Total TTFB value showing improvement

TTFB value when split per A/B test variant shows that both variants have similar performance

Despite the best intentions, not all experiments lead to the outcomes we anticipate. In such cases, the real value lies in the learnings we gather, which inform our subsequent efforts and strategies. For example, an experiment that aimed at retrieving cached assets faster with the Service Worker proved to be slower than just resorting to HTTP cache. This outcome prompted us to look deeper into our caching strategies, leading to more tailored optimizations.

The cumulative impact of these experiments is significant, leading to measurable improvements in overall site performance. By systematically testing, learning, and iterating, we continue to enhance the responsiveness and efficiency of our platform, ensuring a better experience for all users, regardless of their location or device.

Tools

All of this wouldn’t be possible if there weren’t so many good tools out there to help us.
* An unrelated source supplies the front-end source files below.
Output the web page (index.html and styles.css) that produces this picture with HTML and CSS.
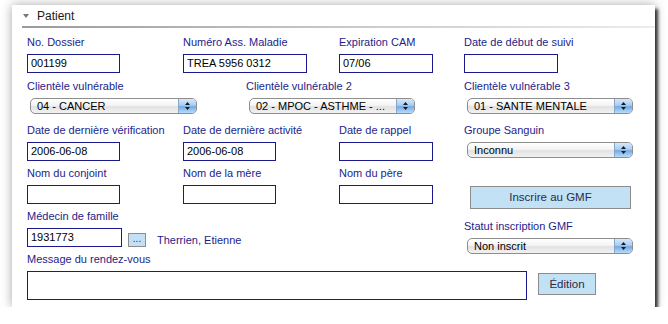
FILE: index.html
```html
<!DOCTYPE html>
<html lang="fr">
<head>
<meta charset="utf-8">
<title>Patient</title>
<link rel="stylesheet" href="styles.css">
</head>
<body>
<div class="panel">
  <div class="header">
    <span class="tri"></span>
    <span class="title">Patient</span>
  </div>
  <div class="form">
    <div class="left">
      <div class="row cols3">
        <div class="field"><div class="label">No. Dossier</div><div class="input w93">001199</div></div>
        <div class="field"><div class="label">Numéro Ass. Maladie</div><div class="input w124">TREA 5956 0312</div></div>
        <div class="field"><div class="label">Expiration CAM</div><div class="input w94">07/06</div></div>
      </div>
      <div class="row cols2 selrow">
        <div class="field"><div class="label">Clientèle vulnérable</div><div class="select"><span class="val">04 - CANCER</span><span class="arrows"><svg width="7" height="10" viewBox="0 0 7 10"><path d="M3.5 1 L6 4 L1 4 Z M3.5 9 L6 6 L1 6 Z" fill="#1a1a1a"/></svg></span></div></div>
        <div class="field"><div class="label">Clientèle vulnérable 2</div><div class="select"><span class="val">02 - MPOC - ASTHME - ...</span><span class="arrows"><svg width="7" height="10" viewBox="0 0 7 10"><path d="M3.5 1 L6 4 L1 4 Z M3.5 9 L6 6 L1 6 Z" fill="#1a1a1a"/></svg></span></div></div>
      </div>
      <div class="row cols3">
        <div class="field"><div class="label">Date de dernière vérification</div><div class="input w93">2006-06-08</div></div>
        <div class="field"><div class="label">Date de dernière activité</div><div class="input w93">2006-06-08</div></div>
        <div class="field"><div class="label">Date de rappel</div><div class="input w94"></div></div>
      </div>
      <div class="row cols3">
        <div class="field"><div class="label">Nom du conjoint</div><div class="input w93"></div></div>
        <div class="field"><div class="label">Nom de la mère</div><div class="input w93"></div></div>
        <div class="field"><div class="label">Nom du père</div><div class="input w94"></div></div>
      </div>
      <div class="row">
        <div class="field"><div class="label">Médecin de famille</div>
          <div class="medline"><div class="input w95">1931773</div><div class="btn dots">...</div><span class="doc">Therrien, Etienne</span></div>
        </div>
      </div>
      <div class="row msgrow">
        <div class="label">Message du rendez-vous</div>
        <div class="msgline"><div class="textarea"></div><div class="btn edit">Édition</div></div>
      </div>
    </div>
    <div class="right">
      <div class="row"><div class="field"><div class="label">Date de début de suivi</div><div class="input w94"></div></div></div>
      <div class="row selrow"><div class="field"><div class="label">Clientèle vulnérable 3</div><div class="select"><span class="val">01 - SANTE MENTALE</span><span class="arrows"><svg width="7" height="10" viewBox="0 0 7 10"><path d="M3.5 1 L6 4 L1 4 Z M3.5 9 L6 6 L1 6 Z" fill="#1a1a1a"/></svg></span></div></div></div>
      <div class="row"><div class="field"><div class="label">Groupe Sanguin</div><div class="select"><span class="val">Inconnu</span><span class="arrows"><svg width="7" height="10" viewBox="0 0 7 10"><path d="M3.5 1 L6 4 L1 4 Z M3.5 9 L6 6 L1 6 Z" fill="#1a1a1a"/></svg></span></div></div></div>
      <div class="btn gmf">Inscrire au GMF</div>
      <div class="row statut"><div class="field"><div class="label">Statut inscription GMF</div><div class="select"><span class="val">Non inscrit</span><span class="arrows"><svg width="7" height="10" viewBox="0 0 7 10"><path d="M3.5 1 L6 4 L1 4 Z M3.5 9 L6 6 L1 6 Z" fill="#1a1a1a"/></svg></span></div></div></div>
    </div>
  </div>
</div>
</body>
</html>
```
FILE: styles.css
```css
html, body {
  margin: 0;
  padding: 0;
  background: #ffffff;
}
body {
  font-family: "Liberation Sans", Arial, sans-serif;
  font-size: 11px;
  color: #000;
}
.panel {
  margin: 5px 0 0 12px;
  width: 643px;
  height: 302px;
  background: #fff;
  box-shadow: 3px 4px 3px rgba(0,0,0,0.75), 0 0 10px rgba(0,0,0,0.35);
  box-sizing: border-box;
}
.header {
  height: 21px;
  display: flex;
  align-items: center;
  border-bottom: 2px solid transparent;
  border-image: linear-gradient(to right, #9a9a9a, #c8c8c8 50%, #ececec) 1;
  margin-left: 10px;
  padding-left: 1px;
}
.tri {
  width: 0;
  height: 0;
  border-left: 3.5px solid transparent;
  border-right: 3.5px solid transparent;
  border-top: 4px solid #777;
  margin-right: 8px;
}
.title {
  font-size: 12px;
  color: #1a1a1a;
}
.form {
  display: flex;
  padding: 7px 0 0 15px;
}
.left {
  width: 437px;
  flex-shrink: 0;
}
.right {
  flex: 1;
}
.row + .row {
  margin-top: 5px;
}
.row.selrow + .row {
  margin-top: 9px;
}
.row.selrow {
  margin-top: 6px;
}
.cols3 {
  display: grid;
  grid-template-columns: 156px 156px 125px;
}
.cols2 {
  display: grid;
  grid-template-columns: 219px 218px;
}
.label {
  line-height: 14px;
  height: 14px;
  margin-bottom: 5px;
  color: #1d1d8a;
  white-space: nowrap;
}
.input {
  box-sizing: border-box;
  height: 19px;
  border: 1px solid #1a1a8e;
  padding: 0 3px;
  line-height: 17px;
  background: #fff;
  white-space: nowrap;
  overflow: hidden;
}
.w93 { width: 93px; }
.w94 { width: 94px; }
.w95 { width: 95px; }
.w124 { width: 124px; }
.select {
  box-sizing: border-box;
  margin-left: 3px;
  width: 166px;
  height: 16px;
  border: 1px solid #8e8e8e;
  border-radius: 5px;
  background: linear-gradient(#ffffff, #f4f4f4 45%, #e2e2e2 55%, #f2f2f2);
  display: flex;
  align-items: center;
  overflow: hidden;
  box-shadow: inset 0 1px 0 #fff;
}
.val {
  flex: 1;
  padding-left: 6px;
  line-height: 14px;
  white-space: nowrap;
  overflow: hidden;
}
.arrows {
  width: 17px;
  height: 14px;
  border-left: 1px solid #8aa6c6;
  background: linear-gradient(#d7e8fa, #a8cdf2 45%, #72aae6 55%, #b9dcfb);
  display: flex;
  align-items: center;
  justify-content: center;
}
.cols2 .field:first-child .select { width: 167px; }
.btn {
  box-sizing: border-box;
  border: 1px solid #8c8c8c;
  background: #c2e1f4;
  color: #2b2b4a;
  text-align: center;
}
.gmf {
  width: 161px;
  height: 23px;
  line-height: 21px;
  margin: 28px 0 0 6px;
  font-size: 11.5px;
}
.row.statut {
  margin-top: 10px;
}
.medline {
  display: flex;
  align-items: flex-start;
}
.dots {
  width: 18px;
  height: 14px;
  margin: 5px 0 0 6px;
  line-height: 10px;
  font-size: 10px;
  color: #333;
}
.doc {
  margin: 5px 0 0 11px;
  line-height: 14px;
  color: #1d1d8a;
}
.msgline {
  display: flex;
  align-items: flex-start;
  width: max-content;
}
.textarea {
  box-sizing: border-box;
  width: 500px;
  height: 29px;
  border: 1px solid #1a1a8e;
  background: #fff;
}
.edit {
  width: 58px;
  height: 22px;
  line-height: 20px;
  margin: 2px 0 0 11px;
  font-size: 11.5px;
}
```
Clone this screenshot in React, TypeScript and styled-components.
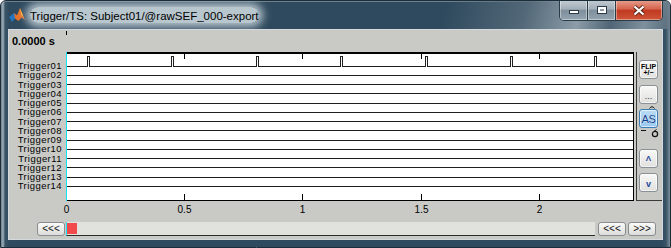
import React from "react";
import styled, { createGlobalStyle } from "styled-components";

const GlobalStyle = createGlobalStyle`
  html, body {
    margin: 0;
    padding: 0;
    background: #ffffff;
  }
  body {
    font-family: "Liberation Sans", Arial, sans-serif;
  }
`;

const Window = styled.div`
  box-sizing: border-box;
  width: 671px;
  height: 248px;
  display: flex;
  flex-direction: column;
  border: 1px solid #1c2d3a;
  border-radius: 6px 6px 0 0;
  overflow: hidden;
  background: linear-gradient(
    to right,
    #6d7f8c 0px,
    #9eafba 2px,
    #3a5467 4px,
    #2f4a5e 8px,
    #2f4a5e calc(100% - 8px),
    #3a5467 calc(100% - 4px),
    #7d8f9b 100%
  );
  box-shadow: inset 0 1px 0 rgba(255, 255, 255, 0.3);
`;

const TitleBar = styled.div`
  height: 28px;
  flex: none;
  display: flex;
  align-items: center;
  padding-left: 8px;
  background: linear-gradient(
    105deg,
    rgba(47, 74, 94, 0) 0%,
    rgba(47, 74, 94, 0) 66%,
    rgba(92, 112, 127, 0.8) 78%,
    rgba(150, 165, 176, 0.9) 86%,
    rgba(88, 108, 124, 0.8) 91%,
    rgba(140, 156, 168, 0.85) 96%,
    rgba(100, 118, 132, 0.7) 100%
  );
`;

const TitleText = styled.span`
  margin-left: 5px;
  padding-top: 2px;
  font-size: 11.5px;
  line-height: 14px;
  color: #000;
  white-space: nowrap;
  background: rgba(196, 208, 216, 0.92);
  box-shadow: 0 0 8px 4px rgba(196, 208, 216, 0.92);
  border-radius: 8px;
`;

const Controls = styled.div`
  align-self: flex-start;
  margin: -1px 7px 0 auto;
  display: flex;
  height: 20px;
  border: 1px solid #2a3b48;
  border-top: none;
  border-radius: 0 0 5px 5px;
  overflow: hidden;
`;

const CtlButton = styled.div<{ $kind: "min" | "max" | "close" }>`
  width: ${(p) => (p.$kind === "close" ? 46 : 27)}px;
  display: flex;
  align-items: center;
  justify-content: center;
  box-shadow: inset 0 0 0 1px rgba(255, 255, 255, 0.4);
  border-left: ${(p) => (p.$kind === "min" ? "none" : "1px solid #2a3b48")};
  background: ${(p) =>
    p.$kind === "close"
      ? "linear-gradient(#e8a08f 0%, #d4634c 45%, #c03a21 52%, #cf5538 100%)"
      : "linear-gradient(#c3ccd3 0%, #a2afb9 45%, #7f909c 52%, #93a4b0 100%)"};
`;

const ClientArea = styled.div`
  flex: 1;
  margin: 0 7px 7px 7px;
  border: 1px solid #d3d9dd;
  background: #c9cac6;
  display: grid;
  grid-template-columns: 57px 568px 2px 26px;
  grid-template-rows: 22px 149px 21px 14px 1fr;
  min-height: 0;
`;

const TimeReadout = styled.div`
  grid-column: 1;
  grid-row: 1;
  padding: 5px 0 0 3px;
  font-weight: bold;
  font-size: 11px;
  line-height: 13px;
  white-space: nowrap;
`;

const TimeTick = styled.div`
  grid-column: 2;
  grid-row: 1;
  width: 1px;
  height: 4px;
  margin-top: 1px;
  background: #000;
`;

const ChannelLabels = styled.div`
  grid-column: 1;
  grid-row: 2;
  display: flex;
  flex-direction: column;
  padding: 9px 4px 0 0;
`;

const ChannelLabel = styled.div`
  height: 9.25px;
  line-height: 9.25px;
  text-align: right;
  font-size: 9.5px;
  letter-spacing: 0.45px;
  white-space: nowrap;
  color: #000;
`;

const PlotSvg = styled.svg`
  grid-column: 2;
  grid-row: 2 / 4;
  overflow: visible;
  display: block;
`;

const SidePanel = styled.div`
  grid-column: 4;
  grid-row: 2;
  border-left: 1px solid #3a3a3a;
  border-bottom: 1px solid #3a3a3a;
  display: flex;
  flex-direction: column;
  align-items: flex-start;
  padding: 8px 0 0 2px;
`;

const SideButton = styled.div<{ $active?: boolean; $mt?: number; $align?: string }>`
  box-sizing: border-box;
  width: 19px;
  height: 19px;
  margin-top: ${(p) => p.$mt ?? 0}px;
  border: 1px solid ${(p) => (p.$active ? "#3c7db5" : "#8b9096")};
  border-radius: 3px;
  background: ${(p) =>
    p.$active
      ? "linear-gradient(#b9dcf6, #9ac8ef)"
      : "linear-gradient(#f8f8f7, #e0e0de)"};
  box-shadow: inset 0 0 0 1px rgba(255, 255, 255, 0.6);
  display: flex;
  flex-direction: column;
  align-items: center;
  justify-content: ${(p) => p.$align ?? "center"};
  color: ${(p) => (p.$active ? "#123f88" : "#000")};
  overflow: hidden;
`;

const FlipText = styled.span`
  font-size: 7px;
  font-weight: bold;
  line-height: 6px;
  text-align: center;
`;

const DotsText = styled.span`
  font-size: 9px;
  line-height: 9px;
  padding-bottom: 2px;
  color: #333;
`;

const AsText = styled.span`
  font-size: 11px;
  letter-spacing: -0.3px;
  line-height: 12px;
  text-shadow: 0 0 1px #ffffff;
`;

const ArrowText = styled.span<{ $down?: boolean }>`
  font-size: ${(p) => (p.$down ? 9 : 8)}px;
  font-weight: bold;
  line-height: 9px;
  color: #1f4aa0;
  padding-top: ${(p) => (p.$down ? 3 : 0)}px;
`;

const Mark = styled.svg`
  display: block;
  flex: none;
`;

const NavLeft = styled.div`
  grid-column: 1;
  grid-row: 4;
  display: flex;
  justify-content: flex-end;
  padding-right: 1px;
`;

const ScrollRow = styled.div`
  grid-column: 2 / 5;
  grid-row: 4;
  display: flex;
  padding-right: 6px;
`;

const Slider = styled.div`
  flex: 1;
  display: flex;
  align-items: flex-start;
  background: #e1e2de;
  border-left: 1px solid #18e4f4;
  border-bottom: 1px solid #2c2c2c;
`;

const Thumb = styled.div`
  width: 10px;
  height: 11px;
  margin-top: 1px;
  background: #f24a4a;
`;

const NavButton = styled.div<{ $ml?: number }>`
  box-sizing: border-box;
  width: 28px;
  height: 14px;
  margin-left: ${(p) => p.$ml ?? 0}px;
  border: 1px solid #8a8d90;
  border-radius: 3px;
  background: linear-gradient(#fafaf9, #dcdcda);
  display: flex;
  align-items: center;
  justify-content: center;
  font-size: 10px;
  line-height: 10px;
  color: #141414;
`;

const channels = Array.from({ length: 14 }, (_, i) => `Trigger${String(i + 1).padStart(2, "0")}`);
const rowY = (i: number) => Math.round(13.7 + 9.25 * i);
const pulses = [21, 105, 190, 274, 359, 444, 528];
const PX_PER_SEC = 236.4;
const ticks = [0, 0.5, 1, 1.5, 2];

const MatlabIcon = () => (
  <svg width="16" height="16" viewBox="0 0 16 16">
    <polygon points="0,10 5,6 8,8.5 6,11.5 3,15" fill="#2374bd" />
    <polygon points="5,6 8,8.5 11,1 13,6 16,13 12.5,10.5 9.5,14 6,11.5" fill="#e7702a" />
    <polygon points="11,1 13,6 14.5,10 12,7.5" fill="#f7b541" />
  </svg>
);

const MinIcon = () => (
  <svg width="12" height="10" viewBox="0 0 12 10">
    <rect x="1.5" y="5.5" width="9" height="3" fill="#fff" stroke="#2b3845" />
  </svg>
);

const MaxIcon = () => (
  <svg width="12" height="10" viewBox="0 0 12 10">
    <rect x="1.5" y="1.5" width="9" height="7" fill="none" stroke="#2b3845" />
    <rect x="3" y="3" width="6" height="4" fill="none" stroke="#fff" strokeWidth="2" />
  </svg>
);

const CloseIcon = () => (
  <svg width="14" height="11" viewBox="0 0 14 11">
    <path d="M2.5 1.5 L11.5 9.5 M11.5 1.5 L2.5 9.5" stroke="#5a2418" strokeWidth="4" />
    <path d="M2.5 1.5 L11.5 9.5 M11.5 1.5 L2.5 9.5" stroke="#ffffff" strokeWidth="2.2" />
  </svg>
);

function Plot() {
  const W = 568;
  const H = 149;
  let trace = "M1 14.5";
  pulses.forEach((p) => {
    trace += ` H${p + 0.5} V4.5 H${p + 2.5} V14.5`;
  });
  trace += ` H${W - 1}`;
  return (
    <PlotSvg width={W} height={170} viewBox={`0 0 ${W} 170`}>
      <rect x="0" y="0" width={W} height={H} fill="#ffffff" />
      <g shapeRendering="crispEdges">
        {channels.map((c, i) =>
          i === 0 ? null : (
            <line key={c} x1="1" x2={W - 1} y1={rowY(i) + 0.5} y2={rowY(i) + 0.5} stroke="#1e1e1e" />
          )
        )}
        <path d={trace} fill="none" stroke="#1e1e1e" />
        <rect x="0" y="0" width={W} height="2" fill="#000" />
        <line x1={W - 0.5} x2={W - 0.5} y1="0" y2={H} stroke="#000" />
        <line x1="0" x2={W} y1={H - 0.5} y2={H - 0.5} stroke="#000" />
        {ticks.slice(1).map((t) => {
          const x = Math.round(t * PX_PER_SEC) + 0.5;
          return (
            <g key={t}>
              <line x1={x} x2={x} y1="2" y2="7" stroke="#000" />
              <line x1={x} x2={x} y1={H - 7} y2={H - 1} stroke="#000" />
            </g>
          );
        })}
        <line x1="0.5" x2="0.5" y1="0" y2={H} stroke="#12e2f2" />
      </g>
      {ticks.map((t) => (
        <text
          key={t}
          x={Math.round(t * PX_PER_SEC) + 0.5}
          y="161"
          textAnchor="middle"
          fontFamily='"Liberation Sans", Arial, sans-serif'
          fontSize="10"
          fill="#000"
        >
          {t}
        </text>
      ))}
    </PlotSvg>
  );
}

export default function App() {
  return (
    <>
      <GlobalStyle />
      <Window>
        <TitleBar>
          <MatlabIcon />
          <TitleText>Trigger/TS: Subject01/@rawSEF_000-export</TitleText>
          <Controls>
            <CtlButton $kind="min">
              <MinIcon />
            </CtlButton>
            <CtlButton $kind="max">
              <MaxIcon />
            </CtlButton>
            <CtlButton $kind="close">
              <CloseIcon />
            </CtlButton>
          </Controls>
        </TitleBar>
        <ClientArea>
          <TimeReadout>0.0000 s</TimeReadout>
          <TimeTick />
          <ChannelLabels>
            {channels.map((c) => (
              <ChannelLabel key={c}>{c}</ChannelLabel>
            ))}
          </ChannelLabels>
          <Plot />
          <SidePanel>
            <SideButton>
              <FlipText>
                FLIP
                <br />
                +/−
              </FlipText>
            </SideButton>
            <SideButton $mt={6} $align="flex-end">
              <DotsText>...</DotsText>
            </SideButton>
            <Mark width="22" height="5" viewBox="0 0 22 5">
              <path d="M10.5 4.5 Q13 1 15.5 4.5" fill="none" stroke="#111" />
            </Mark>
            <SideButton $active>
              <AsText>AS</AsText>
            </SideButton>
            <Mark width="22" height="10" viewBox="0 0 22 10">
              <line x1="2" x2="7" y1="2.5" y2="2.5" stroke="#111" />
              <circle cx="16" cy="6" r="2.6" fill="none" stroke="#111" strokeWidth="1.2" />
              <line x1="15" x2="17.5" y1="3.5" y2="1.5" stroke="#111" />
            </Mark>
            <SideButton $mt={11}>
              <ArrowText>Λ</ArrowText>
            </SideButton>
            <SideButton $mt={5}>
              <ArrowText $down>v</ArrowText>
            </SideButton>
          </SidePanel>
          <NavLeft>
            <NavButton>&lt;&lt;&lt;</NavButton>
          </NavLeft>
          <ScrollRow>
            <Slider>
              <Thumb />
            </Slider>
            <NavButton $ml={3}>&lt;&lt;&lt;</NavButton>
            <NavButton $ml={2}>&gt;&gt;&gt;</NavButton>
          </ScrollRow>
        </ClientArea>
      </Window>
    </>
  );
}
Below I give you a list of a few we use, in no particular order:

OpenSearch: our non-relational database for storing RUM data
Grafana: for creating dashboards, visualizations, monitoring and alerts
web-vitals package: for collecting Web Vitals data
Treo.sh: for a nicer overview of the CrUX report
WebPageTest: best aggregator of performance data from several sources and amazing waterfall charts of requests

Conclusion

Working on the web performance of a high-traffic website presents a unique blend of challenges and rewards. Through this post, I wanted to give you a glimpse of the often complex efforts that go into optimizing our platform. We hope this insight not only enlightens but also inspires you, whether you’re seasoned or have just started in the field of web performance.

Thank you for taking the time to read our story.